|
The "Gunport Problem" was originated by Bill Sands (1971) and popularised by Martin Gardner
in his long-running Mathematical Games column for Scientific American (April 1974). The original
paper by Sands is available online at JSTOR and an extract
from Gardner's article is reprinted in "The Colossal Book of Short Puzzles and Problems".

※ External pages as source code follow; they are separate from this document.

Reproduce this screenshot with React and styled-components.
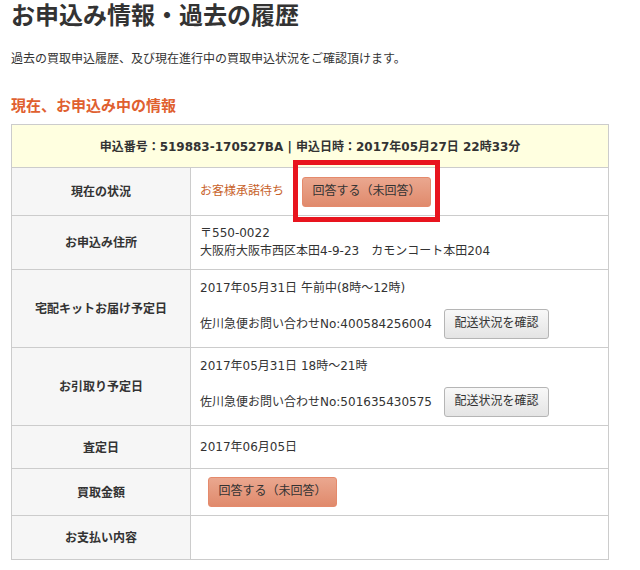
import styled, { createGlobalStyle } from 'styled-components';

const GlobalStyle = createGlobalStyle`
  html, body {
    margin: 0;
    background: #fff;
  }
  body {
    font-family: "DejaVu Sans", "Noto Sans CJK JP", sans-serif;
    font-size: 12px;
    color: #333;
  }
`;

const rows = [
  { label: '現在の状況', height: 47 },
  { label: 'お申込み住所', height: 53 },
  { label: '宅配キットお届け予定日', height: 77 },
  { label: 'お引取り予定日', height: 77 },
  { label: '査定日', height: 42 },
  { label: '買取金額', height: 46 },
  { label: 'お支払い内容', height: 43 },
];

function App() {
  return (
    <>
      <GlobalStyle />
      <Page>
        <Title>お申込み情報・過去の履歴</Title>
        <Lead>過去の買取申込履歴、及び現在進行中の買取申込状況をご確認頂けます。</Lead>
        <SectionTitle>現在、お申込み中の情報</SectionTitle>
        <InfoTable>
          <Notice>申込番号：519883-170527BA | 申込日時：2017年05月27日 22時33分</Notice>

          <Row $height={rows[0].height}>
            <Label>{rows[0].label}</Label>
            <Cell>
              <StatusLine>
                <Status>お客様承諾待ち</Status>
                <Highlight>
                  <AnswerButton>回答する（未回答）</AnswerButton>
                </Highlight>
              </StatusLine>
            </Cell>
          </Row>

          <Row $height={rows[1].height}>
            <Label>{rows[1].label}</Label>
            <TextCell>
              <Line>〒550-0022</Line>
              <Line>大阪府大阪市西区本田4-9-23　カモンコート本田204</Line>
            </TextCell>
          </Row>

          <Row $height={rows[2].height}>
            <Label>{rows[2].label}</Label>
            <TrackCell>
              <Line>2017年05月31日 午前中(8時～12時)</Line>
              <TrackLine>
                佐川急便お問い合わせNo:400584256004
                <TrackButton>配送状況を確認</TrackButton>
              </TrackLine>
            </TrackCell>
          </Row>

          <Row $height={rows[3].height}>
            <Label>{rows[3].label}</Label>
            <TrackCell>
              <Line>2017年05月31日 18時～21時</Line>
              <TrackLine>
                佐川急便お問い合わせNo:501635430575
                <TrackButton>配送状況を確認</TrackButton>
              </TrackLine>
            </TrackCell>
          </Row>

          <Row $height={rows[4].height}>
            <Label>{rows[4].label}</Label>
            <Cell>2017年06月05日</Cell>
          </Row>

          <Row $height={rows[5].height}>
            <Label>{rows[5].label}</Label>
            <Cell>
              <AmountButton>回答する（未回答）</AmountButton>
            </Cell>
          </Row>

          <Row $height={rows[6].height}>
            <Label>{rows[6].label}</Label>
            <Cell />
          </Row>
        </InfoTable>
      </Page>
    </>
  );
}

export default App;

const Page = styled.div`
  width: 598px;
  padding: 0 0 10px 11px;
`;

const Title = styled.h1`
  margin: 0;
  height: 33px;
  font-size: 24px;
  line-height: 32px;
  font-weight: 700;
  color: #333;
`;

const Lead = styled.p`
  margin: 17px 0 0;
  height: 18px;
  line-height: 18px;
  font-size: 12px;
  color: #333;
`;

const SectionTitle = styled.h2`
  margin: 27px 0 0;
  height: 29px;
  font-size: 15px;
  line-height: 22px;
  font-weight: 700;
  color: #e0602f;
`;

const InfoTable = styled.div`
  border: 1px solid #ccc;
`;

const Notice = styled.div`
  display: flex;
  align-items: center;
  justify-content: center;
  box-sizing: border-box;
  height: 42px;
  padding-bottom: 2px;
  background: #ffffe0;
  font-weight: 700;
  font-size: 12px;
  color: #333;
`;

const Row = styled.div`
  display: grid;
  grid-template-columns: 179px 1fr;
  min-height: ${({ $height }) => $height}px;
  border-top: 1px solid #ccc;
`;

const Label = styled.div`
  display: flex;
  align-items: center;
  justify-content: center;
  padding-bottom: 2px;
  background: #f6f6f6;
  border-right: 1px solid #ccc;
  font-weight: 700;
  font-size: 12px;
  color: #333;
`;

const Cell = styled.div`
  display: flex;
  flex-direction: column;
  justify-content: center;
  align-items: flex-start;
  padding: 0 9px;
  line-height: 18px;
`;

const TextCell = styled(Cell)`
  padding-bottom: 2px;
`;

const TrackCell = styled(Cell)`
  padding-top: 1px;
`;

const Line = styled.div`
  line-height: 18px;
`;

const StatusLine = styled.div`
  display: flex;
  align-items: center;
  gap: 18px;
`;

const Status = styled.span`
  margin-top: -2px;
  color: #c8622a;
`;

const Highlight = styled.div`
  position: relative;
  &::after {
    content: '';
    position: absolute;
    inset: -17px -9px -15px -9px;
    border: 5px solid #e8141e;
    pointer-events: none;
  }
`;

const AnswerButton = styled.button`
  display: block;
  width: 129px;
  height: 30px;
  padding: 0 0 2px;
  border: 1px solid #e58a6c;
  border-radius: 3px;
  background: linear-gradient(#eaa78f, #e08a6c);
  font: inherit;
  color: #333;
`;

const AmountButton = styled(AnswerButton)`
  margin-left: 8px;
`;

const TrackLine = styled.div`
  display: flex;
  align-items: center;
  margin-top: 12px;
  gap: 12px;
`;

const TrackButton = styled.button`
  width: 105px;
  height: 30px;
  padding: 0 0 2px;
  border: 1px solid #b5b5b5;
  border-radius: 3px;
  background: linear-gradient(#f8f8f8, #e4e4e4);
  font: inherit;
  color: #333;
`;
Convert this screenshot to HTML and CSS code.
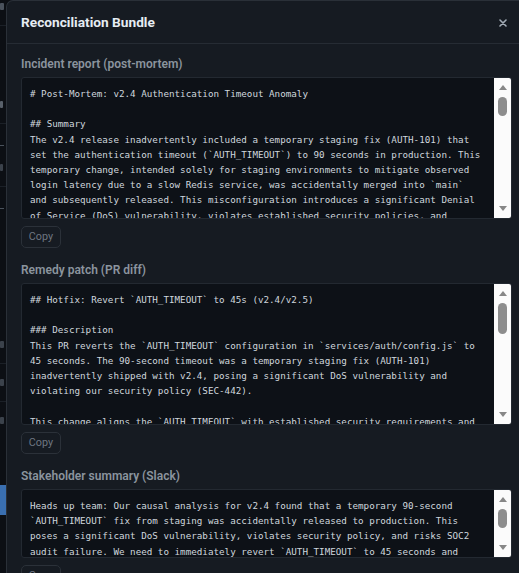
FILE: index.html
```html
<!DOCTYPE html>
<html lang="en">
<head>
<meta charset="utf-8">
<title>Reconciliation Bundle</title>
<link rel="stylesheet" href="styles.css">
</head>
<body>
<div class="page-edge" aria-hidden="true">
  <span class="edge-mark edge-m1"></span>
  <span class="edge-line"></span>
  <span class="edge-mark edge-m2"></span>
  <span class="edge-line"></span>
  <span class="edge-dash"></span>
  <span class="edge-mark edge-m3"></span>
  <span class="edge-line"></span>
  <span class="edge-dash"></span>
  <span class="edge-gap"></span>
  <span class="edge-mark edge-m4"></span>
  <span class="edge-line"></span>
  <span class="edge-mark edge-m5"></span>
  <span class="edge-line"></span>
  <span class="edge-mark edge-m6"></span>
  <span class="edge-btn"></span>
</div>
<div class="modal">
  <div class="modal-header">
    <h2 class="modal-title">Reconciliation Bundle</h2>
    <button class="close-btn" aria-label="Close"><svg width="8" height="8" viewBox="0 0 8 8"><path d="M1 1L7 7M7 1L1 7"/></svg></button>
  </div>
  <div class="modal-body">
    <section class="section">
      <label class="section-label">Incident report (post-mortem)</label>
      <div class="field-box field-tall">
        <textarea class="field" readonly># Post-Mortem: v2.4 Authentication Timeout Anomaly

## Summary
The v2.4 release inadvertently included a temporary staging fix (AUTH-101) that set the authentication timeout (`AUTH_TIMEOUT`) to 90 seconds in production. This temporary change, intended solely for staging environments to mitigate observed login latency due to a slow Redis service, was accidentally merged into `main` and subsequently released. This misconfiguration introduces a significant Denial of Service (DoS) vulnerability, violates established security policies, and jeopardizes our SOC2 compliance posture.

## Timeline
- 2024-05-02: AUTH-101 applied to staging to work around slow Redis responses.
- 2024-05-06: Staging branch merged into `main` without reverting AUTH-101.
- 2024-05-09: v2.4 released to production with `AUTH_TIMEOUT` set to 90 seconds.
- 2024-05-14: Causal analysis flagged the timeout drift during reconciliation.

## Root Cause
The staging-only override was committed to the shared configuration file rather than an environment-specific overlay, and the release checklist did not include a diff review of security-sensitive configuration values.

## Impact
- Authentication requests may hold connections for up to 90 seconds, allowing an attacker to exhaust the connection pool with a small number of clients.
- Violates security policy SEC-442, which caps `AUTH_TIMEOUT` at 45 seconds.
- Creates a finding that would cause a SOC2 audit failure if left unresolved.

## Remediation
1. Revert `AUTH_TIMEOUT` to 45 seconds in v2.4 and v2.5 (hotfix PR).
2. Move staging overrides into environment-specific configuration overlays.
3. Add a CI check that blocks changes to security-sensitive settings without sign-off from the security team.

## Action Items
- [ ] Ship the hotfix to production (owner: platform team).
- [ ] Fix the underlying Redis latency in staging (owner: infra team).</textarea>
        <div class="vscroll" aria-hidden="true">
          <span class="vscroll-btn vscroll-up"><svg width="8" height="5" viewBox="0 0 8 5"><path d="M4 0L8 5H0Z"/></svg></span>
          <span class="vscroll-track"><span class="vscroll-thumb thumb-s"></span></span>
          <span class="vscroll-btn vscroll-down"><svg width="8" height="5" viewBox="0 0 8 5"><path d="M0 0H8L4 5Z"/></svg></span>
        </div>
      </div>
      <button class="copy-btn">Copy</button>
    </section>
    <section class="section">
      <label class="section-label">Remedy patch (PR diff)</label>
      <div class="field-box field-tall">
        <textarea class="field" readonly>## Hotfix: Revert `AUTH_TIMEOUT` to 45s (v2.4/v2.5)

### Description
This PR reverts the `AUTH_TIMEOUT` configuration in `services/auth/config.js` to 45 seconds. The 90-second timeout was a temporary staging fix (AUTH-101) inadvertently shipped with v2.4, posing a significant DoS vulnerability and violating our security policy (SEC-442).

This change aligns the `AUTH_TIMEOUT` with established security requirements and restores compliance ahead of the upcoming SOC2 audit.

### Changes
--- a/services/auth/config.js
+++ b/services/auth/config.js
-  AUTH_TIMEOUT: 90, // TEMP: staging fix for slow Redis (AUTH-101)
+  AUTH_TIMEOUT: 45,

### Testing
- Unit tests for session expiry pass with the 45-second timeout.
- Verified login flow end-to-end in staging against the slow Redis service.

### Rollout
Backport to release/v2.4 and include in v2.5. No migration required.</textarea>
        <div class="vscroll" aria-hidden="true">
          <span class="vscroll-btn vscroll-up"><svg width="8" height="5" viewBox="0 0 8 5"><path d="M4 0L8 5H0Z"/></svg></span>
          <span class="vscroll-track"><span class="vscroll-thumb thumb-m"></span></span>
          <span class="vscroll-btn vscroll-down"><svg width="8" height="5" viewBox="0 0 8 5"><path d="M0 0H8L4 5Z"/></svg></span>
        </div>
      </div>
      <button class="copy-btn">Copy</button>
    </section>
    <section class="section">
      <label class="section-label">Stakeholder summary (Slack)</label>
      <div class="field-box field-short">
        <textarea class="field" readonly>Heads up team: Our causal analysis for v2.4 found that a temporary 90-second `AUTH_TIMEOUT` fix from staging was accidentally released to production. This poses a significant DoS vulnerability, violates security policy, and risks SOC2 audit failure. We need to immediately revert `AUTH_TIMEOUT` to 45 seconds and ship the hotfix in v2.4/v2.5. Post-mortem and PR are linked in the thread.</textarea>
        <div class="vscroll" aria-hidden="true">
          <span class="vscroll-btn vscroll-up"><svg width="8" height="5" viewBox="0 0 8 5"><path d="M4 0L8 5H0Z"/></svg></span>
          <span class="vscroll-track"><span class="vscroll-thumb thumb-s"></span></span>
          <span class="vscroll-btn vscroll-down"><svg width="8" height="5" viewBox="0 0 8 5"><path d="M0 0H8L4 5Z"/></svg></span>
        </div>
      </div>
      <button class="copy-btn">Copy</button>
    </section>
  </div>
</div>
</body>
</html>
```
FILE: styles.css
```css
html, body {
  margin: 0;
  height: 100%;
}

body {
  background: #0b0e13;
  overflow: hidden;
  display: flex;
  align-items: flex-start;
  font-family: Roboto, "Noto Sans", sans-serif;
}

/* dimmed page behind the dialog */
.page-edge {
  flex: none;
  width: 6px;
  height: 573px;
  overflow: hidden;
  display: flex;
  flex-direction: column;
  background: #0c0f14;
}

.edge-mark {
  display: block;
  width: 4px;
  height: 7px;
  margin: 6px 0 6px 0;
  background: #3b424b;
  border-radius: 1px;
}

.edge-m1 {
  margin-top: 3px;
  background: #4a525c;
}

.edge-m2 {
  margin-top: 66px;
  width: 3px;
  background: #58606a;
}

.edge-m3 {
  width: 3px;
}

.edge-m4 {
  margin-top: 20px;
}

.edge-line {
  display: block;
  height: 1px;
  background: #1b2027;
  margin: 9px 0;
}

.edge-dash {
  display: block;
  width: 4px;
  height: 1px;
  margin: 12px 0;
  background: #4a525c;
}

.edge-gap {
  display: block;
  height: 100px;
}

.edge-btn {
  display: block;
  margin-top: 55px;
  height: 30px;
  background: #3a6fb0;
}

/* dialog */
.modal {
  flex: none;
  width: 520px;
  height: 600px;
  box-sizing: border-box;
  background: #161b22;
  border: 1px solid #2a3038;
  border-right: none;
  border-radius: 7px 0 0 0;
}

.modal-header {
  height: 43px;
  box-sizing: border-box;
  display: flex;
  align-items: center;
  justify-content: space-between;
  padding: 0 14px;
  border-bottom: 1px solid #262c34;
}

.modal-title {
  margin: 0;
  font-size: 13.7px;
  font-weight: 700;
  color: #e6edf3;
}

.close-btn {
  display: flex;
  align-items: center;
  justify-content: center;
  width: 18px;
  height: 18px;
  margin-top: 2px;
  padding: 0;
  border: none;
  background: transparent;
}

.close-btn svg {
  stroke: #a3acb6;
  stroke-width: 1.6;
  stroke-linecap: round;
  fill: none;
}

.modal-body {
  padding: 12px 14px 0;
}

.section + .section {
  margin-top: 14px;
}

.section-label {
  display: block;
  height: 17px;
  line-height: 17px;
  margin-bottom: 4px;
  font-size: 12px;
  font-weight: 600;
  color: #8b949e;
}

.field-box {
  display: flex;
  box-sizing: border-box;
  border: 1px solid #232931;
  border-radius: 3px;
  background: #0d1117;
  overflow: hidden;
}

.field-tall {
  height: 142px;
}

.field-short {
  height: 69px;
}

.field {
  flex: 1;
  min-width: 0;
  height: 100%;
  box-sizing: border-box;
  margin: 0;
  padding: 8px 10px 8px 8px;
  border: none;
  resize: none;
  outline: none;
  overflow: hidden;
  background: transparent;
  color: #d0d7de;
  font-family: "DejaVu Sans Mono", monospace;
  font-size: 9.24px;
  line-height: 15.2px;
  white-space: pre-wrap;
}

.vscroll {
  flex: none;
  width: 17px;
  display: flex;
  flex-direction: column;
  background: #fbfbfb;
}

.vscroll-btn {
  flex: none;
  height: 17px;
  box-sizing: border-box;
  display: flex;
  justify-content: center;
  align-items: flex-start;
}

.vscroll-up {
  padding-top: 7px;
}

.vscroll-down {
  padding-top: 5px;
}

.vscroll-btn svg {
  display: block;
  fill: #878787;
}

.vscroll-track {
  flex: 1;
  min-height: 0;
  display: flex;
  justify-content: center;
  align-items: flex-start;
  padding-top: 2px;
}

.vscroll-thumb {
  display: block;
  width: 9px;
  border-radius: 5px;
  background: #8d8d8d;
}

.thumb-s {
  height: 19px;
}

.thumb-m {
  height: 31px;
}

.copy-btn {
  display: block;
  margin-top: 7px;
  width: 40px;
  height: 22px;
  padding: 0;
  box-sizing: border-box;
  border: 1px solid #2b3139;
  border-radius: 5px;
  background: #161b22;
  color: #6e7681;
  font-family: Roboto, "Noto Sans", sans-serif;
  font-size: 10.8px;
  line-height: 20px;
}
```
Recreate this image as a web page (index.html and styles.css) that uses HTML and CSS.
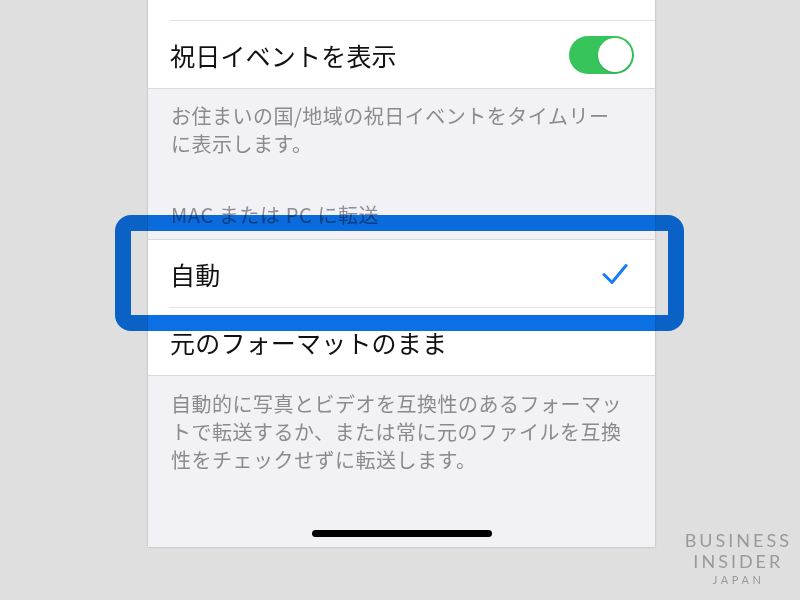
FILE: index.html
```html
<!DOCTYPE html>
<html lang="ja">
<head>
    <meta charset="UTF-8">
    <meta name="viewport" content="width=device-width, initial-scale=1.0">
    <title>写真 設定</title>
    <link rel="stylesheet" href="styles.css">
</head>
<body>
    <div class="screen">
        <div class="group">
            <div class="cell-stub"></div>
            <div class="cell">
                <span>祝日イベントを表示</span>
                <div class="toggle on"><div class="knob"></div></div>
            </div>
        </div>
        <div class="footer first">お住まいの国/地域の祝日イベントをタイムリー<br>に表示します。</div>

        <div class="header">MAC または PC に転送</div>
        <div class="group bordered">
            <div class="cell">
                <span>自動</span>
                <svg class="check" width="26" height="22" viewBox="0 0 26 22">
                    <path d="M2 11.5 L10 19.5 L24 2.5" fill="none" stroke="#167dfa" stroke-width="3" stroke-linecap="round" stroke-linejoin="round"/>
                </svg>
            </div>
            <div class="cell">
                <span>元のフォーマットのまま</span>
            </div>
        </div>
        <div class="footer second">自動的に写真とビデオを互換性のあるフォーマッ<br>トで転送するか、または常に元のファイルを互換<br>性をチェックせずに転送します。</div>

        <div class="home-bar"></div>

        <!-- highlight drawn over the screenshot -->
        <div class="highlight"></div>
    </div>

    <div class="logo">
        <div class="logo-main">BUSINESS</div>
        <div class="logo-main">INSIDER</div>
        <div class="logo-sub">JAPAN</div>
    </div>
</body>
</html>
```

FILE: styles.css
```css
/* Basic styling */
body {
    margin: 0;
    height: 600px;
    overflow: hidden;
    background-color: #dfdfdf;
    font-family: "Noto Sans CJK JP", "Noto Sans", sans-serif;
}

.screen {
    position: relative;
    width: 507px;
    height: 547px;
    margin: 0 0 0 148px;
    background-color: #f1f1f6;
    box-shadow: 0 0 2px rgba(0, 0, 0, 0.25);
    display: flex;
    flex-direction: column;
}

.group {
    background-color: #fff;
    border-bottom: 1px solid #dadade;
}

.group.bordered {
    border-top: 1px solid #dadade;
}

.cell-stub {
    height: 20px;
}

.cell {
    height: 67px;
    margin-left: 22px;
    padding-right: 21px;
    border-top: 1px solid #e2e2e5;
    display: flex;
    align-items: center;
    justify-content: space-between;
    font-size: 25px;
    letter-spacing: 0.2px;
    color: #111;
}

.group.bordered .cell:first-child {
    border-top: none;
}

.toggle {
    width: 65px;
    height: 38px;
    border-radius: 19px;
    background-color: #e5e5ea;
    display: flex;
    align-items: center;
    padding: 0 2px;
    box-sizing: border-box;
}

.toggle.on {
    background-color: #37c45a;
    justify-content: flex-end;
}

.knob {
    width: 34px;
    height: 34px;
    border-radius: 50%;
    background-color: #fff;
    box-shadow: 0 1px 2px rgba(0, 0, 0, 0.15);
}

.check {
    margin-right: 6px;
}

.footer {
    padding: 0 20px 0 23px;
    font-size: 20px;
    letter-spacing: 0.5px;
    line-height: 28px;
    color: #8a8a8f;
}

.footer.first {
    padding-top: 13px;
}

.footer.second {
    padding-top: 14px;
}

.header {
    margin: 45px 0 12px 23px;
    font-size: 20px;
    letter-spacing: 0.6px;
    line-height: 24px;
    color: #8e8e93;
}

.home-bar {
    margin-top: auto;
    margin-bottom: 10px;
    align-self: center;
    width: 180px;
    height: 7px;
    border-radius: 4px;
    background-color: #000;
}

.highlight {
    position: absolute;
    left: -33px;
    top: 215px;
    width: 569px;
    height: 116px;
    box-sizing: border-box;
    border: 16px solid #0b70e4;
    border-radius: 16px;
    mix-blend-mode: multiply;
}

.logo {
    position: absolute;
    right: 11px;
    bottom: 12px;
    text-align: center;
    color: #9a9a9a;
    font-family: "Lato", "Liberation Sans", sans-serif;
}

.logo-main {
    font-size: 18px;
    line-height: 21px;
    letter-spacing: 3px;
    margin-right: -3px;
}

.logo-sub {
    font-size: 11px;
    line-height: 16px;
    letter-spacing: 3.6px;
    margin-right: -3.6px;
}
```
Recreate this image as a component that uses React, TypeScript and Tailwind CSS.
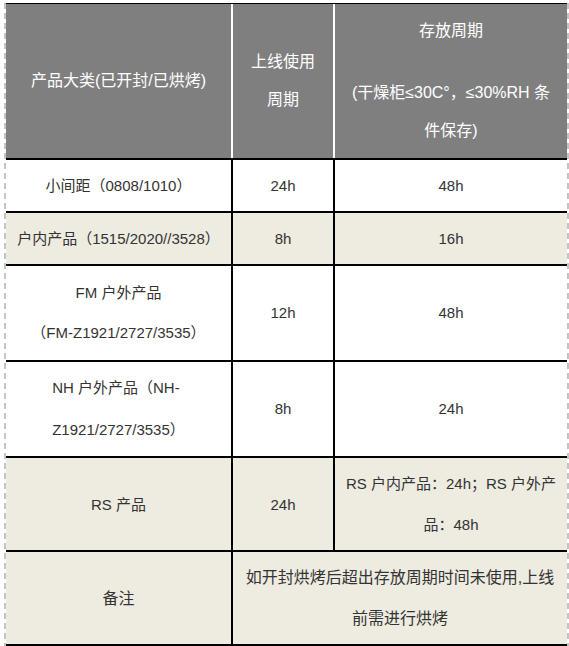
import React from 'react';

const font = { fontFamily: '"Liberation Sans", "Noto Sans CJK SC", sans-serif' };

const cell = 'flex items-center justify-center text-center';

export default function App() {
  return (
    <div className="w-[569px] h-[646px] bg-white" style={font}>
      <div className="ml-1 w-[565px] h-full border-x-2 border-dashed border-[#c4c4c4]">
        <div className="mt-[3px] border-t border-black text-[15px] text-[#333333]">
          {/* Header */}
          <div className="grid grid-cols-[227px_102px_1fr] h-[156px] bg-[#7f7f7f] border-b-2 border-black text-white text-[16px] leading-[38px]">
            <div className={`${cell} border-r-2 border-white`}>产品大类(已开封/已烘烤)</div>
            <div className={`${cell} border-r-2 border-white flex-col`}>
              <span>上线使用</span>
              <span>周期</span>
            </div>
            <div className={`${cell} flex-col px-2`}>
              <span className="mb-6">存放周期</span>
              <span>(干燥柜≤30C°，≤30%RH 条</span>
              <span>件保存)</span>
            </div>
          </div>

          {/* Row 1 */}
          <div className="grid grid-cols-[227px_102px_1fr] h-[53px] border-b-2 border-black leading-[41px]">
            <div className={`${cell} border-r-2 border-black`}>小间距（0808/1010）</div>
            <div className={`${cell} border-r-2 border-black`}>24h</div>
            <div className={cell}>48h</div>
          </div>

          {/* Row 2 */}
          <div className="grid grid-cols-[227px_102px_1fr] h-[53px] bg-[#eeebe1] border-b-2 border-black leading-[41px]">
            <div className={`${cell} border-r-2 border-black`}>户内产品（1515/2020//3528）</div>
            <div className={`${cell} border-r-2 border-black`}>8h</div>
            <div className={cell}>16h</div>
          </div>

          {/* Row 3 */}
          <div className="grid grid-cols-[227px_102px_1fr] h-[96px] border-b-2 border-black leading-[40px]">
            <div className={`${cell} border-r-2 border-black flex-col`}>
              <span>FM 户外产品</span>
              <span>（FM-Z1921/2727/3535）</span>
            </div>
            <div className={`${cell} border-r-2 border-black`}>12h</div>
            <div className={cell}>48h</div>
          </div>

          {/* Row 4 */}
          <div className="grid grid-cols-[227px_102px_1fr] h-[96px] border-b-2 border-black leading-[42px]">
            <div className={`${cell} border-r-2 border-black`}>
              <div className="text-left">
                <div>NH 户外产品（NH-</div>
                <div>Z1921/2727/3535）</div>
              </div>
            </div>
            <div className={`${cell} border-r-2 border-black`}>8h</div>
            <div className={cell}>24h</div>
          </div>

          {/* Row 5 */}
          <div className="grid grid-cols-[227px_102px_1fr] h-[94px] bg-[#eeebe1] border-b-2 border-black leading-[41px]">
            <div className={`${cell} border-r-2 border-black`}>RS 产品</div>
            <div className={`${cell} border-r-2 border-black`}>24h</div>
            <div className={`${cell} flex-col`}>
              <span>RS 户内产品：24h；RS 户外产</span>
              <span>品：48h</span>
            </div>
          </div>

          {/* Row 6 */}
          <div className="grid grid-cols-[227px_1fr] h-[94px] bg-[#eeebe1] border-b-2 border-black leading-[41px] text-[16px]">
            <div className={`${cell} border-r-2 border-black`}>备注</div>
            <div className={`${cell} flex-col`}>
              <span>如开封烘烤后超出存放周期时间未使用,上线</span>
              <span>前需进行烘烤</span>
            </div>
          </div>
        </div>
      </div>
    </div>
  );
}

We introduce the problem by way of the following quote from Sands' paper.
|
If one places 2x1 dominoes on an mxn board (each domino covering exactly two unit squares of the board) until no more dominoes can be accommodated, one notices that there may be a number of 1x1 squares, or "holes" left vacant.
|
The "holes" are analogous to ports in the sides of a warship or fortress through which cannons
may be aimed. The problem is to identify arrangements of dominoes on arbitrary sized boards
that maximize the number of holes left vacant or, equivalently, minimize the number of dominoes
placed. The following 5x5 solution containing 7 holes is given as an example.
In a first attempt at formulation we begin with a number of dominoes (p)
sufficient to cover the board with at most a single cell vacant, floor(mn/2)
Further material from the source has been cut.